第13話 朝礼事件

料理の出来ない彼女が妊娠しました。

勿論おめでたいです。

彼女は女性上司に

「私、妊娠しました」

と、嬉しそうに報告しました。

するとあまり細かい事を気にしない女性上司がこう言ったそうです。

「流産しないとも限らないから、安定期に入るまで、みんなに言わないようにしなさい」

おめでとうの一言もなかったそうです。

料理の出来ない彼女は余程腹が立ったのでしょう。

翌日の朝礼で、自ら手を上げてこんな発言をしました。

「私事で恐縮ですが、このたび新しい命を授かりました。
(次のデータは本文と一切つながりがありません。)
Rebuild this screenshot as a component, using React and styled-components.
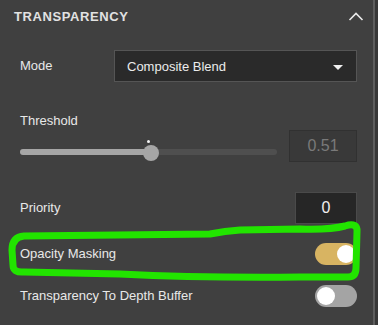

それを昨日〇〇さんに報告した所、おめでとうの一言もなく、ただ流産するかも知れないから、安定期に入るまでみんなに言わないように、と大変心無い言葉を言われました。ですが、私はそれは違うと思います。安定期に入る前だからこそ、力仕事等、皆さんの協力が必要です。繰り返します。私は妊娠しました」

あまり細かい事を気にしない女性上司が、アンタ言うの?って顔で見ています。

妊娠した彼女は

「〇〇さんの娘さんが妊娠した時に、おめでとうの一言もなく、流産するかも知れないから安定期に入るまで人に言わないように、と言う人がいたらどんな気持ちになるかお考え下さい」

と、物凄くはっきりと言い切りました。

あまり細かい事を気にしない女性上司は、ただ黙っていました。


物凄〜く殺伐とした空気の中、朝礼は終わりました。